Loading required package: survival



Let's look at the effect of confidence on test scores. Since both confidence and scores are influence by the student's underlying talent, we need an instrument to experimentally vary their confidence. We therefore expose half of them to a priming treatment to increase their confidence. The priming effects are heterogenous. For now, we'll assume they are monotonic and non-zero in expectation.
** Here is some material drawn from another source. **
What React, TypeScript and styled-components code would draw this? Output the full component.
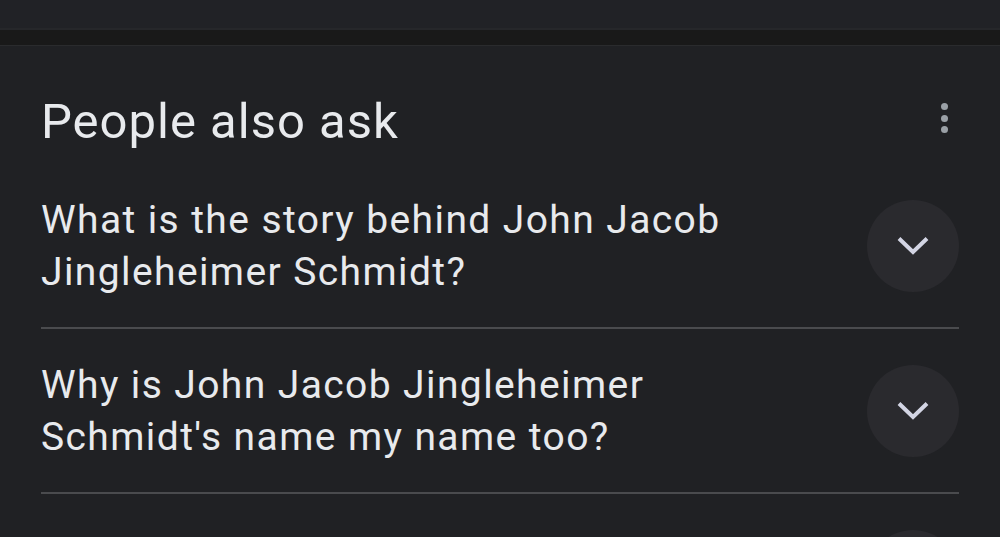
import React from "react";
import styled, { createGlobalStyle } from "styled-components";

const Global = createGlobalStyle`
  html, body {
    margin: 0;
    padding: 0;
    background: #202124;
    overflow: hidden;
  }
  body {
    font-family: Roboto, "Open Sans", Arial, sans-serif;
    color: #e8eaed;
  }
`;

const Page = styled.div`
  width: 1000px;
  height: 537px;
  overflow: hidden;
  background: #202124;
  display: flex;
  flex-direction: column;
`;

const TopBar = styled.div`
  height: 28px;
  flex: none;
  background: #212226;
  border-bottom: 2px solid #26272a;
`;

const Separator = styled.div`
  height: 15px;
  flex: none;
  background: #191919;
  border-bottom: 1px solid #2a2b2d;
`;

const Panel = styled.section`
  padding: 0 41px;
  display: flex;
  flex-direction: column;
`;

const Header = styled.div`
  height: 118px;
  box-sizing: border-box;
  padding-top: 34px;
  display: flex;
  align-items: center;
  justify-content: space-between;
`;

const Title = styled.h2`
  margin: 0;
  font-family: Roboto, "Open Sans", sans-serif;
  font-weight: 400;
  font-size: 49px;
  line-height: 56px;
  color: #e8eaed;
  letter-spacing: 1px;
`;

const Kebab = styled.button`
  width: 30px;
  height: 40px;
  padding: 0;
  border: none;
  background: transparent;
  display: flex;
  flex-direction: column;
  align-items: center;
  justify-content: center;
  gap: 4.5px;
  transform: translateY(-4px);
`;

const Dot = styled.span`
  width: 7px;
  height: 7px;
  border-radius: 50%;
  background: #9aa0a6;
`;

const Row = styled.div<{ $last?: boolean }>`
  height: 163px;
  flex: none;
  display: flex;
  align-items: center;
  justify-content: space-between;
  border-bottom: ${(p) => (p.$last ? "none" : "2px solid #4a4b4e")};
`;

const Question = styled.div`
  font-family: Roboto, "Open Sans", sans-serif;
  font-size: 39px;
  line-height: 52px;
  color: #e8eaed;
  letter-spacing: 1.4px;
`;

const ExpandButton = styled.button`
  width: 92px;
  height: 92px;
  flex: none;
  border-radius: 50%;
  border: none;
  padding: 0;
  background: #2a2a2e;
  display: flex;
  align-items: center;
  justify-content: center;
`;

const Chevron = () => (
  <svg width="36" height="36" viewBox="0 0 36 36" fill="none">
    <polyline
      points="4,10.5 18,24 32,10.5"
      stroke="#d3d5e4"
      strokeWidth="4"
      strokeLinecap="butt"
      strokeLinejoin="miter"
    />
  </svg>
);

const questions: React.ReactNode[] = [
  <>
    What is the story behind John Jacob
    <br />
    Jingleheimer Schmidt?
  </>,
  <>
    Why is John Jacob Jingleheimer
    <br />
    Schmidt's name my name too?
  </>,
  null,
];

export default function App() {
  return (
    <>
      <Global />
      <Page>
        <TopBar />
        <Separator />
        <Panel>
          <Header>
            <Title>People also ask</Title>
            <Kebab aria-label="More options">
              <Dot />
              <Dot />
              <Dot />
            </Kebab>
          </Header>
          {questions.map((q, i) => (
            <Row key={i} $last={i === questions.length - 1}>
              <Question>{q}</Question>
              <ExpandButton aria-label="Expand">
                <Chevron />
              </ExpandButton>
            </Row>
          ))}
        </Panel>
      </Page>
    </>
  );
}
Later, we'll violate these assumptions.
* *talent* is an unobserved (latent) variable that drives both confidence and score
* *primed* is a binary indicator for whether a student was primed
* *confidence* is how well the student expects to do after being exposed to the prime or placebo
* *score* is how well the student actually does

In [2]:
# Note that this is a data.table, which will make adding variables much easier after this
d <- data.table(talent = runif(N, 0, 100),
                primed = rbinom(N, size=1, prob=0.5))

First stage effects of priming on confidence are heterogenous, ranging from 0 to 10

In [3]:
d[, stage.1.effect := 10*runif(N, 0, 1)]

Confidence equals talent plus the stage.1.effect (if student was primed) plus noise

In [4]:
d[, confidence := talent + stage.1.effect * primed + runif(N, -10, 10)]
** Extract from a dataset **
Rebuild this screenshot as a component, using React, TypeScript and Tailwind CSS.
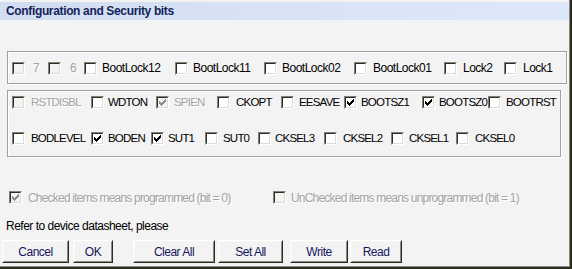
import React from 'react';

type Bit = { label: string; w: string; checked?: boolean; disabled?: boolean; gap?: string };

const lockBits: Bit[] = [
  { label: '7', w: 'w-[36px]', disabled: true, gap: 'ml-[8px]' },
  { label: '6', w: 'w-[36px]', disabled: true, gap: 'ml-[9px]' },
  { label: 'BootLock12', w: 'w-[91px]' },
  { label: 'BootLock11', w: 'w-[89px]' },
  { label: 'BootLock02', w: 'w-[90px]' },
  { label: 'BootLock01', w: 'w-[90px]', gap: 'ml-[6px]' },
  { label: 'Lock2', w: 'w-[60px]', gap: 'ml-[6px]' },
  { label: 'Lock1', w: 'w-[50px]', gap: 'ml-[6px]' },
];

const fuseHigh: Bit[] = [
  { label: 'RSTDISBL', w: 'w-[79px]', disabled: true, gap: 'ml-[6px]' },
  { label: 'WDTON', w: 'w-[65px]', gap: 'ml-[4px]' },
  { label: 'SPIEN', w: 'w-[61px]', checked: true, disabled: true },
  { label: 'CKOPT', w: 'w-[64px]', gap: 'ml-[6px]' },
  { label: 'EESAVE', w: 'w-[63px]' },
  { label: 'BOOTSZ1', w: 'w-[78px]', checked: true, gap: 'ml-[4px]' },
  { label: 'BOOTSZ0', w: 'w-[66px]', checked: true, gap: 'ml-[4px]' },
  { label: 'BOOTRST', w: 'w-[66px]' },
];

const fuseLow: Bit[] = [
  { label: 'BODLEVEL', w: 'w-[79px]', gap: 'ml-[6px]' },
  { label: 'BODEN', w: 'w-[60px]', checked: true, gap: 'ml-[4px]' },
  { label: 'SUT1', w: 'w-[54px]', checked: true, gap: 'ml-[4px]' },
  { label: 'SUT0', w: 'w-[53px]' },
  { label: 'CKSEL3', w: 'w-[66px]', gap: 'ml-[4px]' },
  { label: 'CKSEL2', w: 'w-[67px]', gap: 'ml-[6px]' },
  { label: 'CKSEL1', w: 'w-[65px]' },
  { label: 'CKSEL0', w: 'w-[60px]', gap: 'ml-[6px]' },
];

const buttons = [
  { label: 'Cancel', cls: 'ml-[2px] w-[67px]' },
  { label: 'OK', cls: 'ml-[4px] w-[40px]' },
  { label: 'Clear All', cls: 'ml-[20px] w-[82px]' },
  { label: 'Set All', cls: 'ml-[3px] w-[65px]' },
  { label: 'Write', cls: 'ml-[7px] w-[58px]' },
  { label: 'Read', cls: 'ml-[2px] w-[52px]' },
];

const dimText = 'text-[#a3a3a3] [text-shadow:1px_1px_0_#fff]';

function Box({ checked, disabled }: { checked?: boolean; disabled?: boolean }) {
  return (
    <div className="w-[13px] h-[13px] shrink-0 flex border border-t-[#808080] border-l-[#808080] border-r-white border-b-white">
      <div className={`flex-1 border border-t-[#2e2e1a] border-l-[#2e2e1a] border-r-[#dcdcdc] border-b-[#dcdcdc] ${disabled ? 'bg-[#f3f3f3]' : 'bg-white'}`}>
        {checked && (
          <svg width="9" height="9" viewBox="0 0 9 9" shapeRendering="crispEdges" className="block">
            <path
              d="M1 3h1v3H1z M2 4h1v3H2z M3 5h1v3H3z M4 4h1v3H4z M5 3h1v3H5z M6 2h1v3H6z M7 1h1v3H7z"
              fill={disabled ? '#8c8c8c' : '#000'}
            />
          </svg>
        )}
      </div>
    </div>
  );
}

function Check({ bit, caps }: { bit: Bit; caps?: boolean }) {
  return (
    <div className={`${bit.w} shrink-0 flex items-center h-[13px]`}>
      <Box checked={bit.checked} disabled={bit.disabled} />
      <span
        className={`${bit.gap ?? 'ml-[5px]'} whitespace-nowrap leading-[13px] ${
          caps ? 'text-[11.5px] tracking-[-0.8px]' : ''
        } ${bit.disabled ? dimText : 'text-black'}`}
      >
        {bit.label}
      </span>
    </div>
  );
}

export default function App() {
  return (
    <div className="w-[572px] h-[269px] border-r-2 border-b-2 border-[#2b2b1a] font-['Liberation_Sans',Arial,sans-serif] text-[12px] tracking-[-0.5px]">
      <div className="h-full flex flex-col bg-[#f3f3f3] border-r border-b border-[#8a8a8a]">
        <div className="mt-[2px] h-[18px] flex items-center pl-[6px] bg-linear-to-r from-[#d3ddf1] to-[#dde9fb]">
          <span className="font-bold text-[#13235a] tracking-[-0.35px]">Configuration and Security bits</span>
        </div>

        <div className="mt-[31px] ml-[7px] w-[560px] h-[33px] border border-[#a0a0a0] shadow-[inset_1px_1px_0_#fff,1px_1px_0_#fff] pl-[4px] pt-[10px]">
          <div className="flex">
            {lockBits.map((b) => (
              <Check key={b.label} bit={b} />
            ))}
          </div>
        </div>

        <div className="mt-[6px] ml-[7px] w-[554px] h-[67px] border border-[#a0a0a0] shadow-[inset_1px_1px_0_#fff,1px_1px_0_#fff] pl-[4px] pt-[5px] flex flex-col gap-[23px]">
          <div className="flex">
            {fuseHigh.map((b) => (
              <Check key={b.label} bit={b} caps />
            ))}
          </div>
          <div className="flex">
            {fuseLow.map((b) => (
              <Check key={b.label} bit={b} caps />
            ))}
          </div>
        </div>

        <div className="mt-[34px] h-[13px] flex items-center tracking-[-0.8px]">
          <div className="ml-[9px] w-[264px] flex items-center">
            <Box checked disabled />
            <span className={`ml-[6px] whitespace-nowrap ${dimText}`}>Checked items means programmed (bit = 0)</span>
          </div>
          <div className="flex items-center">
            <Box disabled />
            <span className={`ml-[5px] whitespace-nowrap ${dimText}`}>UnChecked items means unprogrammed (bit = 1)</span>
          </div>
        </div>

        <div className="mt-[15px] ml-[6px] h-[14px] leading-[14px] text-black">Refer to device datasheet, please</div>

        <div className="mt-[7px] flex">
          {buttons.map((b) => (
            <div
              key={b.label}
              className={`${b.cls} h-[23px] flex border border-t-white border-l-white border-r-[#2b2b1a] border-b-[#2b2b1a]`}
            >
              <div className="flex-1 flex items-center justify-center border border-t-[#f6f6f6] border-l-[#f6f6f6] border-r-[#8a8a8a] border-b-[#8a8a8a] text-[#16165c]">
                {b.label}
              </div>
            </div>
          ))}
        </div>
      </div>
    </div>
  );
}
A student's score is 75% the direct result of talent and 25% the result of confidence

In [5]:
d[, score := talent*0.75 + confidence * 0.25]

A peek at the first stage - priming clearly affects confidence (effect is about 5)

In [6]:
d[,mean(confidence), by = primed]

primed,V1
<int>,<dbl>
0,49.96717
1,54.93231


A peek at the reduced form - priming clearlly affects score

In [7]:
d[,mean(score), by = primed] (effect is about about 1.1)

primed,V1
<int>,<dbl>
0,50.00487
1,51.14293


1.1/5 = 0. 22 Thus, the IV estimator correctly estimates that confidence is responsible for about a quart of a student's score. Let's see if the 2sls estimator gives us the same thing.

In [9]:
IV <- ivreg(score ~ confidence | primed , data = d)
summary(IV, robust=TRUE)


Call:
ivreg(formula = score ~ confidence | primed, data = d)

Residuals:
     Min       1Q   Median       3Q      Max 
-38.7172 -19.1978  -0.2206  19.2539  38.8447 

Coefficients:
            Estimate Std. Error t value Pr(>|t|)    
(Intercept) 38.55188    2.10490  18.315  < 2e-16 ***
confidence   0.22921    0.04009   5.718 1.09e-08 ***
---
Signif. codes:  0 ‘***’ 0.001 ‘**’ 0.01 ‘*’ 0.05 ‘.’ 0.1 ‘ ’ 1

Residual standard error: 22.25 on 49998 degrees of freedom
Multiple R-Squared: 0.4078,	Adjusted R-squared: 0.4078 
Wald test: 32.69 on 1 and 49998 DF,  p-value: 1.086e-08 


Now let's see what happens when there are defiers in the population. The following fucntion allows you to var the proportion of defiers by shifting the range of first_state effects downwards from [0,10] (no defiers) all the way down to [-10,0] (all defiers).

In [10]:
change_first_stage <- function(prop.defiers){
    e <- d
    e[, stage.1.effect := 10*runif(N, 0-prop.defiers, 1-prop.defiers)]
    e[, confidence := talent + stage.1.effect*primed + runif(N, -10, 10)]
    e[, score := talent*0.75 + confidence * 0.25]
    IV <- ivreg(score ~ confidence | primed , data = e)
    t <- summary(IV, robust=TRUE)
    return(c("prop defiers" = prop.defiers,round(t$coefficients[2,c(1,4)],3)))
}

In [11]:
values = seq(0,1,0.1)
lapply( values, change_first_stage)

Note that as the proportion of defiers increases the the estimates become downwardly biased the variance gets worse. At the point where half the sample are defiers the first-stage assumption fails as there is no longer any effect of the instrument (priming) on the treatment (confidence). As the proportion of defiers surpasses 0.5 however, there is once again a correlation between istrument and treatment---a negative correlation. The variance is still high but begins to drop. The bias is upward now, but getting smaller as well. Eventually when the entire population are defiers the bias vanishess and the variance becomes as precise as when we stated. Moral: "Defier" is in the eye-of-the-beholder. One researcher's defier is another researcher's complier.  What matters is how close the first-stage is to being monotonic (either upwards or downwards) as this will affect both bias and variance.